Exercise prompt.
Look through the lines and report how many include the word "React", giving nothing but the number.

Available data.
===

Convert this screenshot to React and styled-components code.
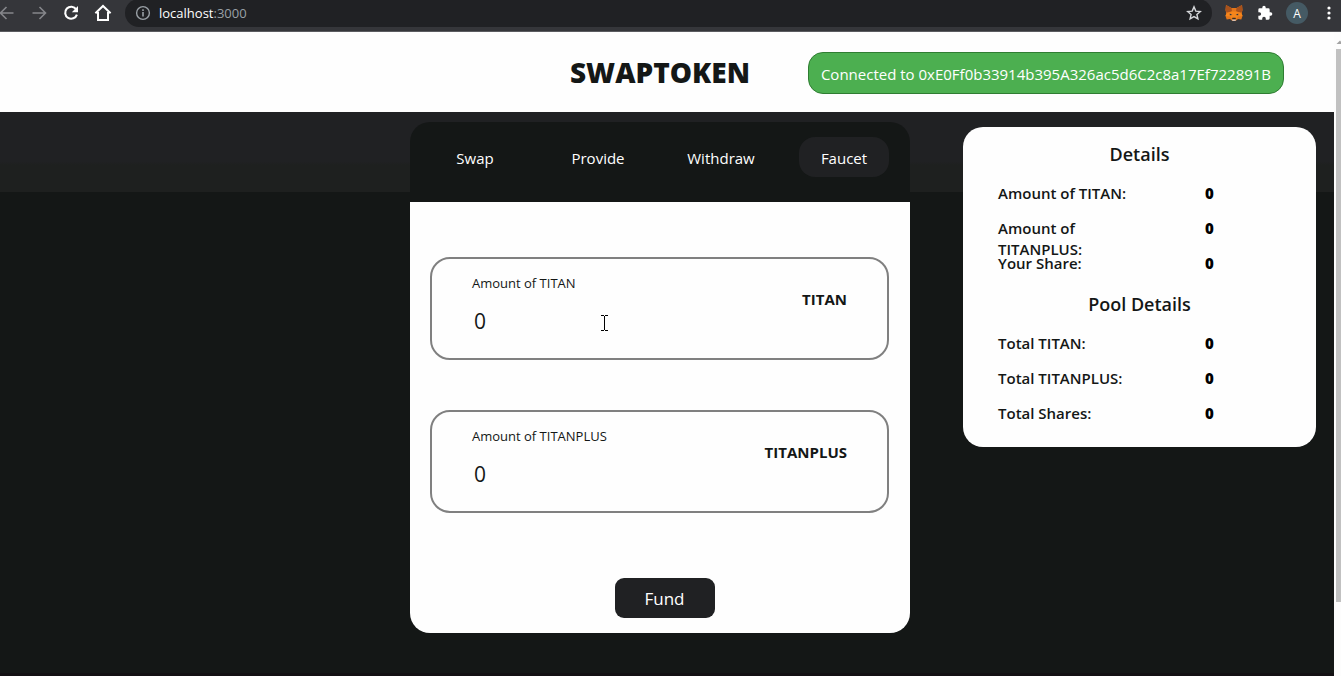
import React from 'react';
import styled, { createGlobalStyle } from 'styled-components';

const GlobalStyle = createGlobalStyle`
  *, *::before, *::after { box-sizing: border-box; }
  body {
    margin: 0;
    background: #141716;
    color: #141716;
    font-family: "Open Sans", "Noto Sans", sans-serif;
    font-size: 15px;
  }
  h1, h2, dl, dd { margin: 0; }
  button, input { font-family: inherit; }
`;

const Browser = styled.div`
  display: flex;
  flex-direction: column;
  min-height: 100vh;
`;

const Toolbar = styled.div`
  display: flex;
  align-items: center;
  height: 32px;
  padding: 0 2px 5px 0;
  background: #35363a;
  border-bottom: 1px solid #5b5c60;
`;

const NavButtons = styled.div`
  display: flex;
  gap: 12px;
  margin-left: -3px;
`;

const ToolButton = styled.button`
  display: flex;
  align-items: center;
  justify-content: center;
  width: 20px;
  height: 20px;
  padding: 0;
  border: 0;
  background: none;
  color: ${(p) => (p.$dim ? '#85868a' : '#ffffff')};
`;

const AddressBar = styled.div`
  flex: 1;
  display: flex;
  align-items: center;
  gap: 8px;
  height: 28px;
  margin: 0 12px;
  padding: 0 8px 0 10px;
  border-radius: 14px;
  background: #202124;
  color: #9aa0a6;
  font-size: 13px;
`;

const Url = styled.span`
  flex: 1;
  b { color: #ffffff; font-weight: 400; }
`;

const Extensions = styled.div`
  display: flex;
  align-items: center;
  gap: 11px;
`;

const Avatar = styled.button`
  width: 22px;
  height: 22px;
  padding: 0;
  border: 0;
  border-radius: 50%;
  background: #455a64;
  color: #ffffff;
  font-size: 12px;
`;

const Viewport = styled.div`
  flex: 1;
  display: flex;
`;

const Page = styled.div`
  flex: 1;
  min-width: 0;
  display: flex;
  flex-direction: column;
  border-bottom: 3px solid #131013;
`;

const Scrollbar = styled.div`
  display: flex;
  flex-direction: column;
  width: 7px;
  padding: 8px 0 0 2px;
  background: #fdfdfd;
  svg { flex: none; }
`;

const Thumb = styled.div`
  height: 87%;
  background: #c1c1c1;
`;

const Header = styled.header`
  display: flex;
  align-items: center;
  justify-content: flex-end;
  gap: 58px;
  height: 80px;
  padding: 2px 50px 0 20px;
  background: #fefefe;
`;

const Title = styled.h1`
  font-size: 28px;
  line-height: 40px;
  padding-bottom: 2px;
  font-weight: 800;
`;

const Connection = styled.button`
  width: 476px;
  height: 42px;
  padding: 2px 0 0;
  border: 1px solid #2f7d32;
  border-radius: 15px;
  background: #4caf50;
  color: #ffffff;
  font-size: 15px;
  white-space: nowrap;
`;

const Main = styled.main`
  flex: 1;
  display: grid;
  grid-template-columns: minmax(0, 1fr) 500px minmax(0, 1fr);
  align-items: start;
  padding: 10px 14px 40px 0;
  background: linear-gradient(#202123 0 62%, #1e201f 66%) no-repeat top / 100% 80px, #141716;
`;

const Card = styled.section`
  grid-column: 2;
`;

const Tabs = styled.nav`
  display: flex;
  justify-content: space-between;
  height: 80px;
  padding: 15px 21px 0 20px;
  border-radius: 20px 20px 0 0;
  background: #141716;
`;

const Tab = styled.button`
  width: 90px;
  height: 40px;
  padding: 2px 0 0;
  border: 0;
  border-radius: 16px;
  background: ${(p) => (p.$active ? '#202123' : 'transparent')};
  color: #ffffff;
  font-size: 15px;
`;

const Form = styled.form`
  display: flex;
  flex-direction: column;
  gap: 50px;
  padding: 55px 21px 15px 20px;
  border-radius: 0 0 20px 20px;
  background: #fefefe;
`;

const FieldBox = styled.div`
  position: relative;
  display: flex;
  justify-content: space-between;
  height: 103px;
  padding: 14px 40px 0;
  border: 2px solid #808080;
  border-radius: 20px;
`;

const Entry = styled.div`
  display: flex;
  flex-direction: column;
  gap: 11px;
`;

const Label = styled.label`
  font-size: 13px;
  line-height: 20px;
`;

const Amount = styled.input`
  width: 220px;
  height: 34px;
  padding: 0 2px;
  border: 0;
  outline: 0;
  background: transparent;
  color: #141716;
  font-size: 21px;
`;

const Symbol = styled.span`
  padding-top: 16px;
  font-size: 15px;
  line-height: 20px;
  font-weight: 700;
`;

const TextCursor = styled.svg`
  position: absolute;
  left: 168px;
  top: 55px;
`;

const FundButton = styled.button`
  align-self: center;
  width: 100px;
  height: 40px;
  margin: 15px 0 0 10px;
  padding: 0;
  border: 0;
  border-radius: 9px;
  background: #202123;
  color: #ffffff;
  font-size: 17px;
`;

const Details = styled.aside`
  justify-self: end;
  width: 353px;
  max-width: 100%;
  margin: 5px 4px 0 0;
  padding: 7px 35px 13px;
  border-radius: 20px;
  background: #fefefe;
`;

const Heading = styled.h2`
  height: 40px;
  font-size: 18px;
  line-height: 40px;
  font-weight: 600;
  text-align: center;
`;

const Stats = styled.dl`
  padding-top: 5px;
`;

const Stat = styled.div`
  display: grid;
  grid-template-columns: 140px 1fr;
  column-gap: 67px;
  height: 35px;
  padding-top: 4px;
  font-size: 15px;
  line-height: 21px;
  dt { font-weight: 600; }
  dd { font-weight: 800; color: #000000; }
`;

const yourDetails = [
  ['Amount of TITAN:', '0'],
  ['Amount of TITANPLUS:', '0'],
  ['Your Share:', '0'],
];

const poolDetails = [
  ['Total TITAN:', '0'],
  ['Total TITANPLUS:', '0'],
  ['Total Shares:', '0'],
];

const Arrow = ({ flip }) => (
  <svg width="16" height="16" viewBox="0 0 16 16" fill="none" stroke="currentColor" strokeWidth="1.6">
    <path d={flip ? 'M1.5 8h12.5M8.5 2l6 6-6 6' : 'M14.5 8H2M7.5 2l-6 6 6 6'} />
  </svg>
);

const Reload = () => (
  <svg width="16" height="16" viewBox="0 0 16 16" fill="none" stroke="currentColor" strokeWidth="2.1">
    <path d="M13.2 4.4A6 6 0 1 0 13.9 9.6" />
    <path d="M15 1v6.2H8.8z" fill="currentColor" stroke="none" />
  </svg>
);

const Home = () => (
  <svg width="18" height="18" viewBox="0 0 18 18" fill="none" stroke="currentColor" strokeWidth="2">
    <path d="M1.4 9.3 9 2l7.6 7.3M4 8v8h10V8" />
  </svg>
);

const Info = () => (
  <svg width="16" height="16" viewBox="0 0 16 16" fill="none" stroke="currentColor" strokeWidth="1.4">
    <circle cx="8" cy="8" r="6.4" />
    <path d="M8 7v4.6M8 4.2v1.8" strokeWidth="1.6" />
  </svg>
);

const Star = () => (
  <svg width="16" height="16" viewBox="0 0 16 16" fill="none" stroke="#d5d7da" strokeWidth="1.4">
    <path d="M8 1.9l1.8 4.2 4.5.4-3.4 3 1 4.4L8 11.6l-3.9 2.3 1-4.4-3.4-3 4.5-.4z" />
  </svg>
);

const Fox = () => (
  <svg width="18" height="18" viewBox="0 0 18 18">
    <path d="M1 1 6.500 4h5L17 1l.5 5-.8 3.500.8 2.500-1.200 3.500-3.300-.5-2.500 2h-3L5 15l-3.300.5L.5 12l.8-2.500L.5 6z" fill="#e2761b" />
    <path d="M1 1 6.500 4 7 7.500 1.500 8.500.5 6zM17 1l-5.500 3-.5 3.500 5.500 1 1-2.500z" fill="#a8521c" />
    <path d="M1.300 9.500 6.500 7.500h5l5.200 2 .8 2.500-4.500.5-2 2.500h-4l-2-2.500L.5 12z" fill="#f6851b" />
    <path d="M4.800 9.600l2.500 1.300-2.500.4zM13.200 9.600l-2.500 1.300 2.500.4z" fill="#233447" />
    <path d="M7.400 13.800h3.200l.4 1.800H7z" fill="#3a2c20" />
    <path d="M6.800 15.600h4.400l-.8 1.400H7.600z" fill="#d7c1b3" />
  </svg>
);

const Puzzle = () => (
  <svg width="16" height="16" viewBox="0 0 24 24" fill="currentColor">
    <path d="M20.500 11H19V7a2 2 0 0 0-2-2h-4V3.500a2.500 2.500 0 0 0-5 0V5H4a2 2 0 0 0-2 2v3.800h1.500a2.700 2.700 0 0 1 0 5.400H2V20a2 2 0 0 0 2 2h3.800v-1.500a2.700 2.700 0 0 1 5.400 0V22H17a2 2 0 0 0 2-2v-4h1.500a2.500 2.500 0 0 0 0-5z" />
  </svg>
);

const Menu = () => (
  <svg width="4" height="16" viewBox="0 0 4 16" fill="currentColor">
    <circle cx="2" cy="3" r="1.600" /><circle cx="2" cy="8" r="1.600" /><circle cx="2" cy="13" r="1.600" />
  </svg>
);

function TokenField({ id, token, children }) {
  return (
    <FieldBox>
      <Entry>
        <Label htmlFor={id}>Amount of {token}</Label>
        <Amount id={id} type="text" inputMode="decimal" defaultValue="0" />
      </Entry>
      <Symbol>{token}</Symbol>
      {children}
    </FieldBox>
  );
}

function StatList({ rows }) {
  return (
    <Stats>
      {rows.map(([name, value]) => (
        <Stat key={name}>
          <dt>{name}</dt>
          <dd>{value}</dd>
        </Stat>
      ))}
    </Stats>
  );
}

export default function App() {
  return (
    <Browser>
      <GlobalStyle />
      <Toolbar>
        <NavButtons>
          <ToolButton $dim aria-label="Back"><Arrow /></ToolButton>
          <ToolButton $dim aria-label="Forward"><Arrow flip /></ToolButton>
          <ToolButton aria-label="Reload"><Reload /></ToolButton>
          <ToolButton aria-label="Home"><Home /></ToolButton>
        </NavButtons>
        <AddressBar>
          <Info />
          <Url><b>localhost</b>:3000</Url>
          <ToolButton aria-label="Bookmark"><Star /></ToolButton>
        </AddressBar>
        <Extensions>
          <ToolButton aria-label="Wallet"><Fox /></ToolButton>
          <ToolButton aria-label="Extensions"><Puzzle /></ToolButton>
          <Avatar aria-label="Profile">A</Avatar>
          <ToolButton aria-label="Menu"><Menu /></ToolButton>
        </Extensions>
      </Toolbar>
      <Viewport>
        <Page>
          <Header>
            <Title>SWAPTOKEN</Title>
            <Connection>Connected to 0xE0Ff0b33914b395A326ac5d6C2c8a17Ef722891B</Connection>
          </Header>
          <Main>
            <Card>
              <Tabs>
                <Tab>Swap</Tab>
                <Tab>Provide</Tab>
                <Tab>Withdraw</Tab>
                <Tab $active>Faucet</Tab>
              </Tabs>
              <Form>
                <TokenField id="titan" token="TITAN">
                  <TextCursor width="9" height="18" viewBox="0 0 9 18" fill="none" stroke="#000000" aria-hidden="true">
                    <path d="M1 1.500h3M5 1.500h3M4.500 2v14M1 16.500h3M5 16.500h3" />
                  </TextCursor>
                </TokenField>
                <TokenField id="titanplus" token="TITANPLUS" />
                <FundButton type="button">Fund</FundButton>
              </Form>
            </Card>
            <Details>
              <Heading>Details</Heading>
              <StatList rows={yourDetails} />
              <Heading>Pool Details</Heading>
              <StatList rows={poolDetails} />
            </Details>
          </Main>
        </Page>
        <Scrollbar aria-hidden="true">
          <svg width="5" height="9" viewBox="0 0 5 9"><path d="M0.500 4 4 0.500 5 1.500V4z" fill="#a3a3a3" /></svg>
          <Thumb />
        </Scrollbar>
      </Viewport>
    </Browser>
  );
}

===

Task result.
2